Melda Keskin, spokeswoman for the Turkish branch of the Greenpeace environmental organization, told AFP that "the earthquake confirms the danger we have been warning of for years."
The site was licensed for the plant by the Turkish authorities as early as 1976, Keskin said. "The fault line was only discovered years later and thus not taken into account for the license."
Reports prepared in the 1970s considered Mersin among the safest
seismic areas in Turkey, but studies carried out in 1991 stressed
that the Ecemis fault line, around 20 kilometers east of the plant
site, is active.
Professor Tolga Yarman, one of the three scientists who had granted the license for the plant, called for a review.
"In light of recent scientific data, we must check again if the
location for the future plant is safe or not. If necessary, we must
reconsider the decision to build it," he added.
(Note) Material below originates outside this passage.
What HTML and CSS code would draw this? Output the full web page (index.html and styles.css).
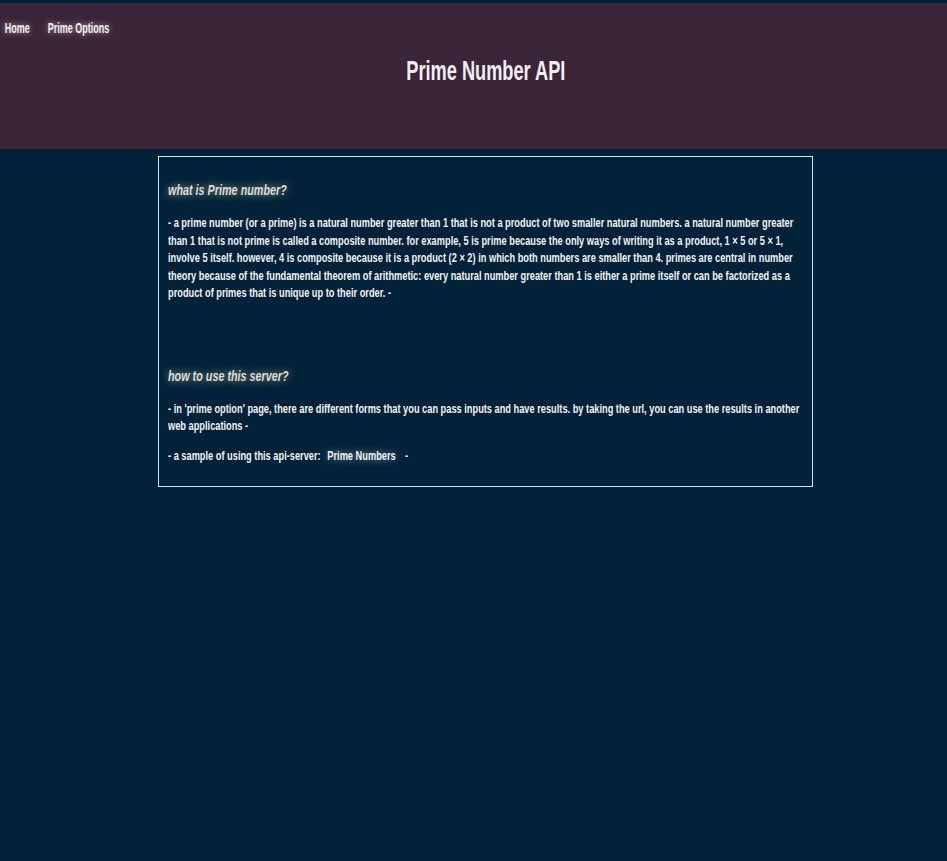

Leziz Onaran, chairman of the Turkish association of doctors for
peace and the environment, said: "This warning from nature must be
taken seriously."
In February, Ulrich Fischer, the president of the Franco-German
consortium Nuclear Power International (NPI), one of the three
groups bidding for the project, said he would live in the area of
the plant.
"I am ready to build the home where I will spend my retirement right near the Akkuyu nuclear plant," he said. "The Turkish authorities told us the region is safe for building the plant."